In 1975, the company moved its headquarters from Beirut to Athens after civil war broke out. According to its website, CCC ranks among the top 20 international contractors in the world. CCC, which today employs about 140,000 people, has annual sales of $5 billion and has played a significant role in construction in the UAE. It is responsible for the Burj Khalifa Development, which includes the Dubai Mall, among scores of other projects.

Mr Sabbagh was born in Tiberias, Palestine in 1920. A 1938 graduate of the Arab College of Jerusalem, he gained a degree in civil engineering from the American University in Beirut. In 1959, he married Diana Tamari in a church in East Beirut. The couple had three children, Sana, Suhail, and Samir. Mr Sabbagh was a great supporter of the Palestinian cause and worked to help broker peace in the region. The former US President Jimmy Carter said he was one of his earliest and strongest allies in pursuing peace in the region. "Hasib's integrity and judgment, which made him a successful businessman, also made him a trusted adviser," Mr Carter said in 2005.

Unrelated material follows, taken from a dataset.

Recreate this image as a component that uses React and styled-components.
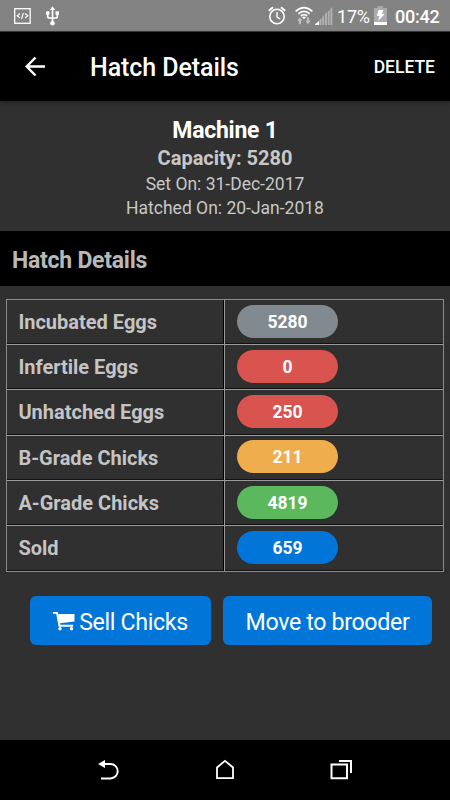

He was a member of both the Palestine National Council and the Palestine Central Council, and he is credited as having helped the former Palestinian Authority president Yasser Arafat enter talks with the United States. Mr Sabbagh was also heavily involved in philanthropic work through a foundation set up in the name of his late wife. After her death in 1978, Mr Sabbagh founded the Diana Tamari Sabbagh Foundation, a charitable trust that works in the Middle East, Europe and the United States.